» SOURCE MATERIAL
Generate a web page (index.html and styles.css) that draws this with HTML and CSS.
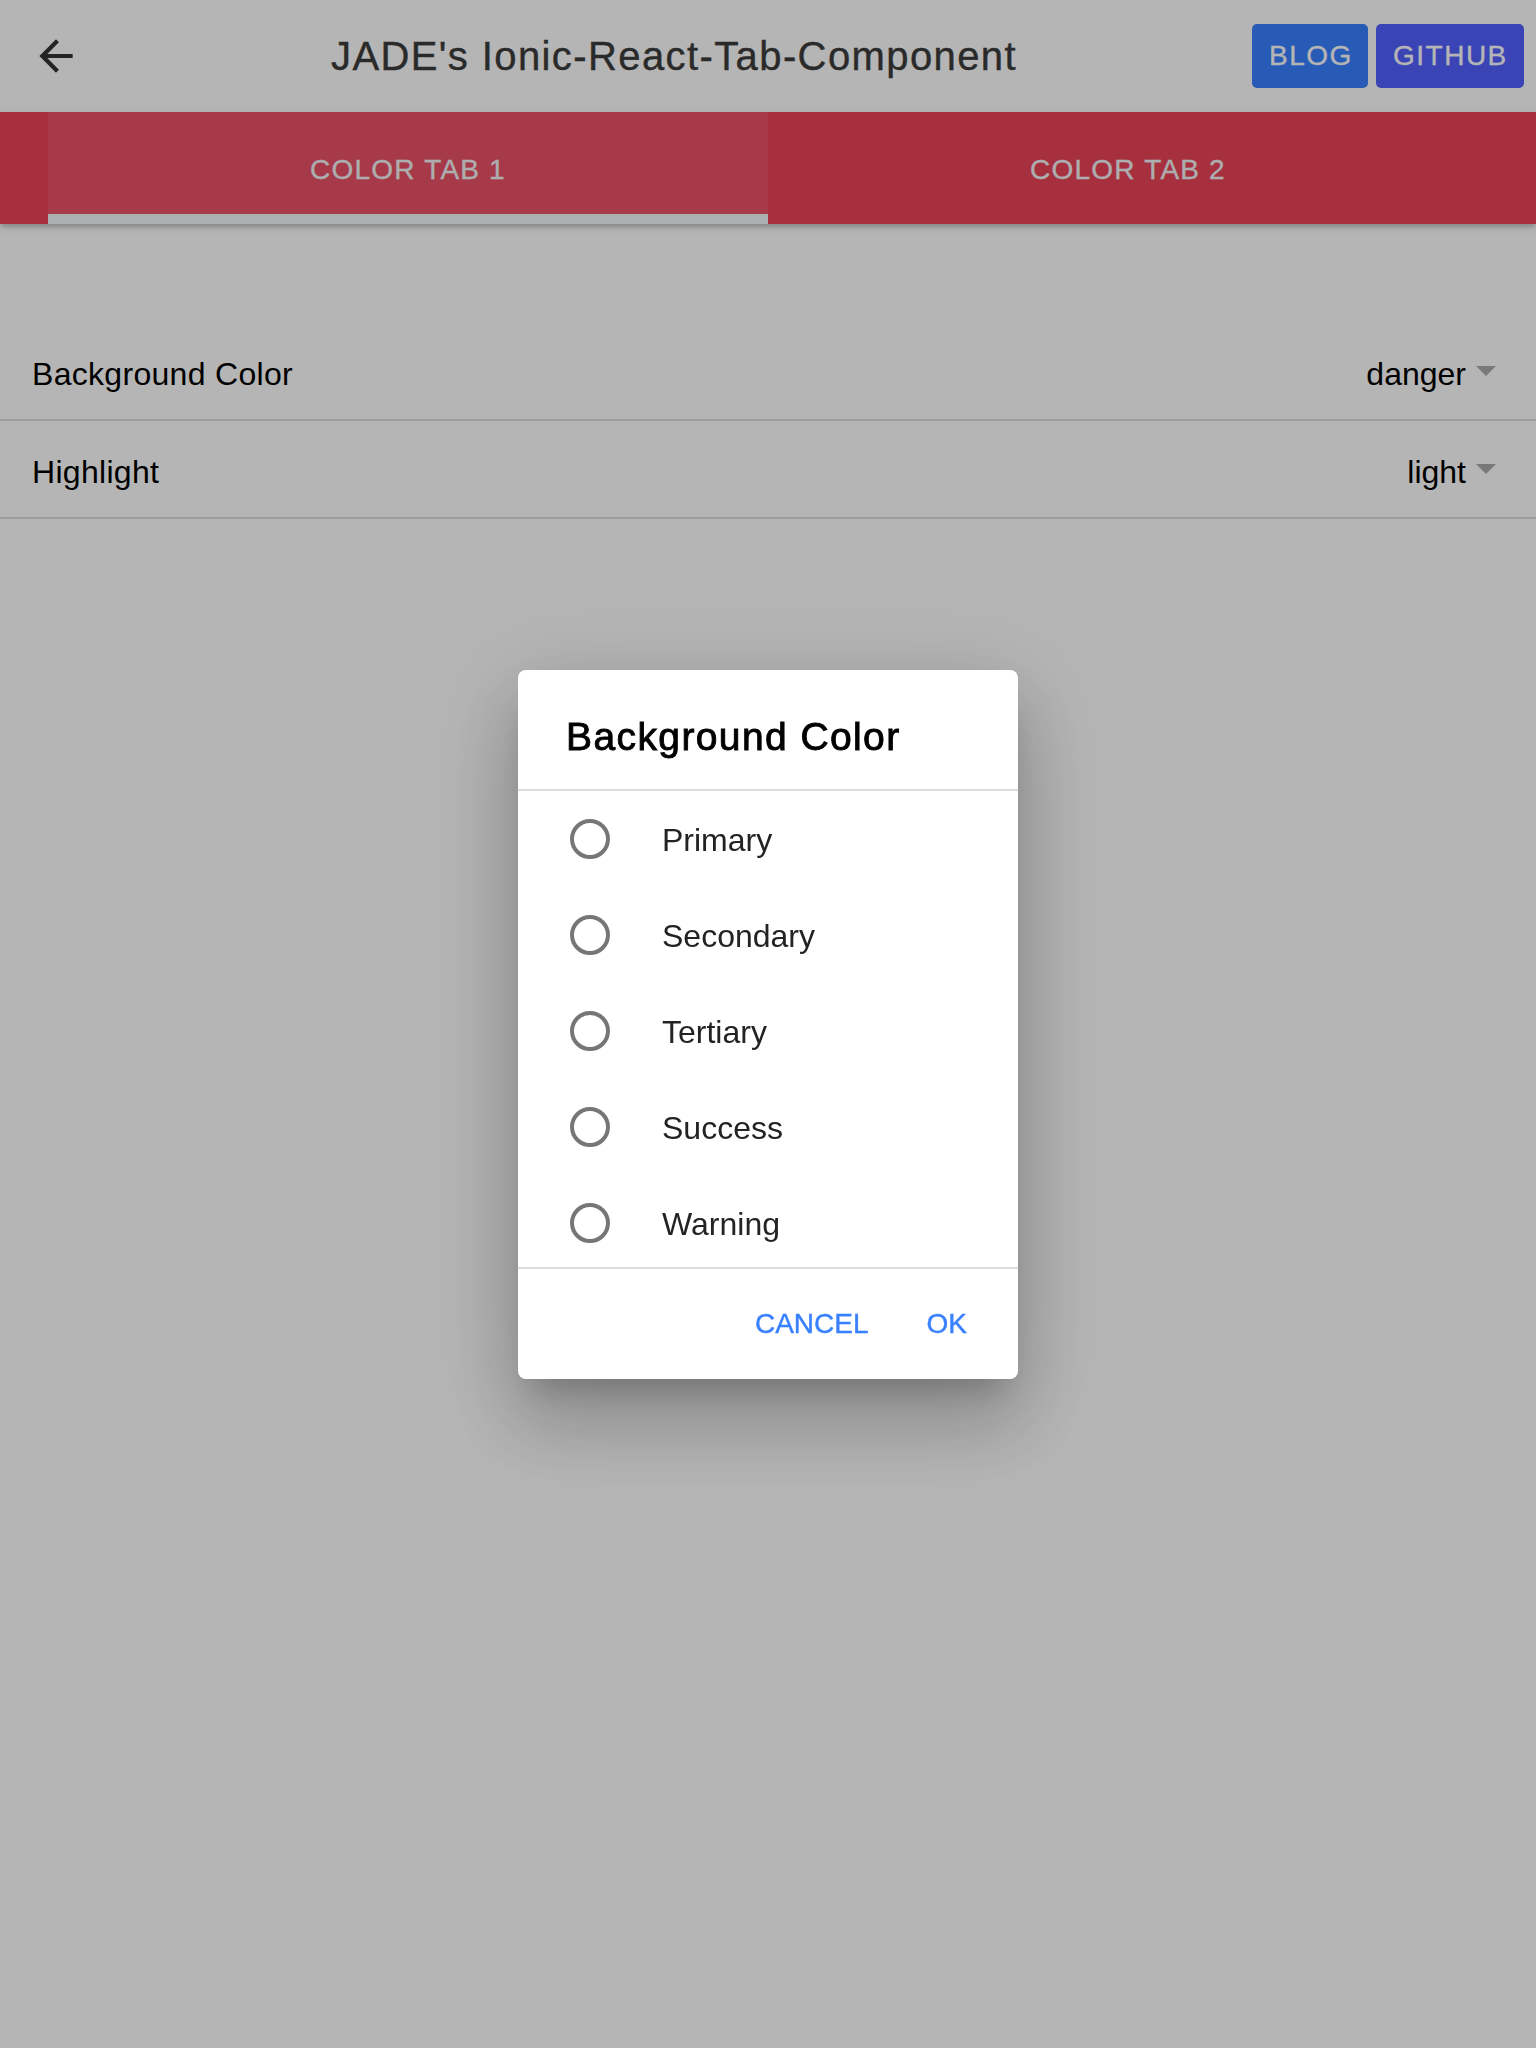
FILE: index.html
```html
<!DOCTYPE html>
<html lang="en">
<head>
<meta charset="utf-8">
<title>JADE's Ionic-React-Tab-Component</title>
<link rel="stylesheet" href="styles.css">
</head>
<body>
<div class="app">
  <header class="toolbar">
    <div class="back">
      <svg class="back-icon" viewBox="0 0 24 24" width="50" height="50" aria-hidden="true"><path d="M20 11H7.83l5.59-5.59L12 4l-8 8 8 8 1.41-1.41L7.83 13H20v-2z"/></svg>
    </div>
    <div class="title">JADE's Ionic-React-Tab-Component</div>
    <div class="actions">
      <span class="btn btn-blog">BLOG</span>
      <span class="btn btn-github">GITHUB</span>
    </div>
  </header>
  <nav class="tabbar">
    <div class="tab tab-selected">COLOR TAB 1</div>
    <div class="tab">COLOR TAB 2</div>
  </nav>
  <main class="content">
    <div class="list">
      <div class="item">
        <span class="item-label">Background Color</span>
        <span class="select">danger<span class="caret"></span></span>
      </div>
      <div class="item">
        <span class="item-label">Highlight</span>
        <span class="select">light<span class="caret"></span></span>
      </div>
    </div>
  </main>
</div>
<div class="backdrop"></div>
<div class="alert-wrap">
  <div class="alert">
    <div class="alert-head">
      <h2 class="alert-title">Background Color</h2>
    </div>
    <div class="radio-group">
      <div class="radio"><span class="radio-icon"></span><span class="radio-label">Primary</span></div>
      <div class="radio"><span class="radio-icon"></span><span class="radio-label">Secondary</span></div>
      <div class="radio"><span class="radio-icon"></span><span class="radio-label">Tertiary</span></div>
      <div class="radio"><span class="radio-icon"></span><span class="radio-label">Success</span></div>
      <div class="radio"><span class="radio-icon"></span><span class="radio-label">Warning</span></div>
    </div>
    <div class="alert-buttons">
      <span class="alert-btn">CANCEL</span>
      <span class="alert-btn">OK</span>
    </div>
  </div>
</div>
</body>
</html>
```
FILE: styles.css
```css
* { box-sizing: border-box; }
html, body { margin: 0; padding: 0; }
body {
  width: 1536px;
  height: 2048px;
  background: #ffffff;
  font-family: "Liberation Sans", Arial, sans-serif;
  overflow: hidden;
}
.app { width: 1536px; }

.toolbar {
  display: flex;
  align-items: center;
  height: 112px;
  background: #ffffff;
}
.back {
  width: 96px;
  height: 112px;
  display: flex;
  align-items: center;
  padding-left: 31px;
}
.back-icon { fill: #333333; display: block; flex: none; }
.title {
  flex: 1;
  text-align: center;
  font-size: 40px;
  letter-spacing: 1.4px;
  color: #3c3c3c;
  -webkit-text-stroke: 0.4px #3c3c3c;
  white-space: nowrap;
}
.actions {
  display: flex;
  gap: 8px;
  padding-right: 12px;
}
.btn {
  height: 64px;
  display: flex;
  align-items: center;
  padding: 0 16px 0 17px;
  border-radius: 5px;
  color: #ffffff;
  font-size: 28px;
  letter-spacing: 1.5px;
  -webkit-text-stroke: 0.3px #ffffff;
}
.btn-blog { background: #3880ff; width: 116px; }
.btn-github { background: #5260ff; width: 148px; }

.tabbar {
  display: flex;
  height: 112px;
  padding: 0 48px;
  background: #eb445a;
  position: relative;
  z-index: 1;
  box-shadow: 0 4px 5px -1px rgba(0,0,0,0.22), 0 2px 12px rgba(0,0,0,0.08);
}
.tab {
  flex: 0 0 720px;
  display: flex;
  align-items: center;
  justify-content: center;
  padding-top: 4px;
  color: #f4f5f8;
  font-size: 28px;
  letter-spacing: 1.2px;
  -webkit-text-stroke: 0.3px #f4f5f8;
}
.tab-selected {
  background: rgba(255,255,255,0.08);
  box-shadow: inset 0 -10px 0 #f4f5f8;
}

.content { padding-top: 99px; }
.item {
  display: flex;
  align-items: center;
  justify-content: space-between;
  height: 98px;
  padding: 6px 40px 0 32px;
  border-bottom: 2px solid rgba(0,0,0,0.13);
  font-size: 32px;
  color: #000000;
}
.item-label { letter-spacing: 0.3px; }
.select { display: flex; align-items: center; }
.caret {
  width: 0;
  height: 0;
  margin-left: 10px;
  margin-top: -6px;
  border-left: 10px solid transparent;
  border-right: 10px solid transparent;
  border-top: 10px solid rgba(0,0,0,0.33);
}

.backdrop {
  position: fixed;
  inset: 0;
  z-index: 10;
  background: rgba(0,0,0,0.29);
}
.alert-wrap {
  position: fixed;
  inset: 0;
  z-index: 11;
  display: flex;
  align-items: center;
  justify-content: center;
}
.alert {
  width: 500px;
  background: #ffffff;
  border-radius: 8px;
  overflow: hidden;
  box-shadow: 0 22px 30px -14px rgba(0,0,0,0.2), 0 48px 76px 6px rgba(0,0,0,0.14), 0 18px 92px 16px rgba(0,0,0,0.12);
}
.alert-head { padding: 43px 48px 28px; }
.alert-title {
  margin: 0;
  font-size: 39px;
  line-height: 48px;
  font-weight: normal;
  letter-spacing: 1.4px;
  color: #000000;
  -webkit-text-stroke: 0.9px #000000;
}
.radio-group {
  height: 480px;
  overflow: hidden;
  border-top: 2px solid #dcdcdc;
  border-bottom: 2px solid #dcdcdc;
}
.radio {
  display: flex;
  align-items: center;
  height: 96px;
  padding-left: 52px;
}
.radio-icon {
  width: 40px;
  height: 40px;
  border: 4px solid #767676;
  border-radius: 50%;
  flex: none;
}
.radio-label {
  margin-left: 52px;
  font-size: 32px;
  color: #232323;
  padding-top: 4px;
}
.alert-buttons {
  display: flex;
  justify-content: flex-end;
  align-items: center;
  gap: 18px;
  height: 110px;
  padding-right: 31px;
}
.alert-btn {
  padding: 0 20px;
  font-size: 28px;
  color: #3880ff;
  -webkit-text-stroke: 0.4px #3880ff;
}
```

» WHAT THE TASK ASKS
Strip out the pictures and quote the remaining data word for word.

» THE ANSWER
Generate a web page (index.html and styles.css) that draws this with HTML and CSS.
FILE: index.html
```html
<!DOCTYPE html>
<html lang="en">
<head>
<meta charset="utf-8">
<title>JADE's Ionic-React-Tab-Component</title>
<link rel="stylesheet" href="styles.css">
</head>
<body>
<div class="app">
  <header class="toolbar">
    <div class="back">
      <svg class="back-icon" viewBox="0 0 24 24" width="50" height="50" aria-hidden="true"><path d="M20 11H7.83l5.59-5.59L12 4l-8 8 8 8 1.41-1.41L7.83 13H20v-2z"/></svg>
    </div>
    <div class="title">JADE's Ionic-React-Tab-Component</div>
    <div class="actions">
      <span class="btn btn-blog">BLOG</span>
      <span class="btn btn-github">GITHUB</span>
    </div>
  </header>
  <nav class="tabbar">
    <div class="tab tab-selected">COLOR TAB 1</div>
    <div class="tab">COLOR TAB 2</div>
  </nav>
  <main class="content">
    <div class="list">
      <div class="item">
        <span class="item-label">Background Color</span>
        <span class="select">danger<span class="caret"></span></span>
      </div>
      <div class="item">
        <span class="item-label">Highlight</span>
        <span class="select">light<span class="caret"></span></span>
      </div>
    </div>
  </main>
</div>
<div class="backdrop"></div>
<div class="alert-wrap">
  <div class="alert">
    <div class="alert-head">
      <h2 class="alert-title">Background Color</h2>
    </div>
    <div class="radio-group">
      <div class="radio"><span class="radio-icon"></span><span class="radio-label">Primary</span></div>
      <div class="radio"><span class="radio-icon"></span><span class="radio-label">Secondary</span></div>
      <div class="radio"><span class="radio-icon"></span><span class="radio-label">Tertiary</span></div>
      <div class="radio"><span class="radio-icon"></span><span class="radio-label">Success</span></div>
      <div class="radio"><span class="radio-icon"></span><span class="radio-label">Warning</span></div>
    </div>
    <div class="alert-buttons">
      <span class="alert-btn">CANCEL</span>
      <span class="alert-btn">OK</span>
    </div>
  </div>
</div>
</body>
</html>
```
FILE: styles.css
```css
* { box-sizing: border-box; }
html, body { margin: 0; padding: 0; }
body {
  width: 1536px;
  height: 2048px;
  background: #ffffff;
  font-family: "Liberation Sans", Arial, sans-serif;
  overflow: hidden;
}
.app { width: 1536px; }

.toolbar {
  display: flex;
  align-items: center;
  height: 112px;
  background: #ffffff;
}
.back {
  width: 96px;
  height: 112px;
  display: flex;
  align-items: center;
  padding-left: 31px;
}
.back-icon { fill: #333333; display: block; flex: none; }
.title {
  flex: 1;
  text-align: center;
  font-size: 40px;
  letter-spacing: 1.4px;
  color: #3c3c3c;
  -webkit-text-stroke: 0.4px #3c3c3c;
  white-space: nowrap;
}
.actions {
  display: flex;
  gap: 8px;
  padding-right: 12px;
}
.btn {
  height: 64px;
  display: flex;
  align-items: center;
  padding: 0 16px 0 17px;
  border-radius: 5px;
  color: #ffffff;
  font-size: 28px;
  letter-spacing: 1.5px;
  -webkit-text-stroke: 0.3px #ffffff;
}
.btn-blog { background: #3880ff; width: 116px; }
.btn-github { background: #5260ff; width: 148px; }

.tabbar {
  display: flex;
  height: 112px;
  padding: 0 48px;
  background: #eb445a;
  position: relative;
  z-index: 1;
  box-shadow: 0 4px 5px -1px rgba(0,0,0,0.22), 0 2px 12px rgba(0,0,0,0.08);
}
.tab {
  flex: 0 0 720px;
  display: flex;
  align-items: center;
  justify-content: center;
  padding-top: 4px;
  color: #f4f5f8;
  font-size: 28px;
  letter-spacing: 1.2px;
  -webkit-text-stroke: 0.3px #f4f5f8;
}
.tab-selected {
  background: rgba(255,255,255,0.08);
  box-shadow: inset 0 -10px 0 #f4f5f8;
}

.content { padding-top: 99px; }
.item {
  display: flex;
  align-items: center;
  justify-content: space-between;
  height: 98px;
  padding: 6px 40px 0 32px;
  border-bottom: 2px solid rgba(0,0,0,0.13);
  font-size: 32px;
  color: #000000;
}
.item-label { letter-spacing: 0.3px; }
.select { display: flex; align-items: center; }
.caret {
  width: 0;
  height: 0;
  margin-left: 10px;
  margin-top: -6px;
  border-left: 10px solid transparent;
  border-right: 10px solid transparent;
  border-top: 10px solid rgba(0,0,0,0.33);
}

.backdrop {
  position: fixed;
  inset: 0;
  z-index: 10;
  background: rgba(0,0,0,0.29);
}
.alert-wrap {
  position: fixed;
  inset: 0;
  z-index: 11;
  display: flex;
  align-items: center;
  justify-content: center;
}
.alert {
  width: 500px;
  background: #ffffff;
  border-radius: 8px;
  overflow: hidden;
  box-shadow: 0 22px 30px -14px rgba(0,0,0,0.2), 0 48px 76px 6px rgba(0,0,0,0.14), 0 18px 92px 16px rgba(0,0,0,0.12);
}
.alert-head { padding: 43px 48px 28px; }
.alert-title {
  margin: 0;
  font-size: 39px;
  line-height: 48px;
  font-weight: normal;
  letter-spacing: 1.4px;
  color: #000000;
  -webkit-text-stroke: 0.9px #000000;
}
.radio-group {
  height: 480px;
  overflow: hidden;
  border-top: 2px solid #dcdcdc;
  border-bottom: 2px solid #dcdcdc;
}
.radio {
  display: flex;
  align-items: center;
  height: 96px;
  padding-left: 52px;
}
.radio-icon {
  width: 40px;
  height: 40px;
  border: 4px solid #767676;
  border-radius: 50%;
  flex: none;
}
.radio-label {
  margin-left: 52px;
  font-size: 32px;
  color: #232323;
  padding-top: 4px;
}
.alert-buttons {
  display: flex;
  justify-content: flex-end;
  align-items: center;
  gap: 18px;
  height: 110px;
  padding-right: 31px;
}
.alert-btn {
  padding: 0 20px;
  font-size: 28px;
  color: #3880ff;
  -webkit-text-stroke: 0.4px #3880ff;
}
```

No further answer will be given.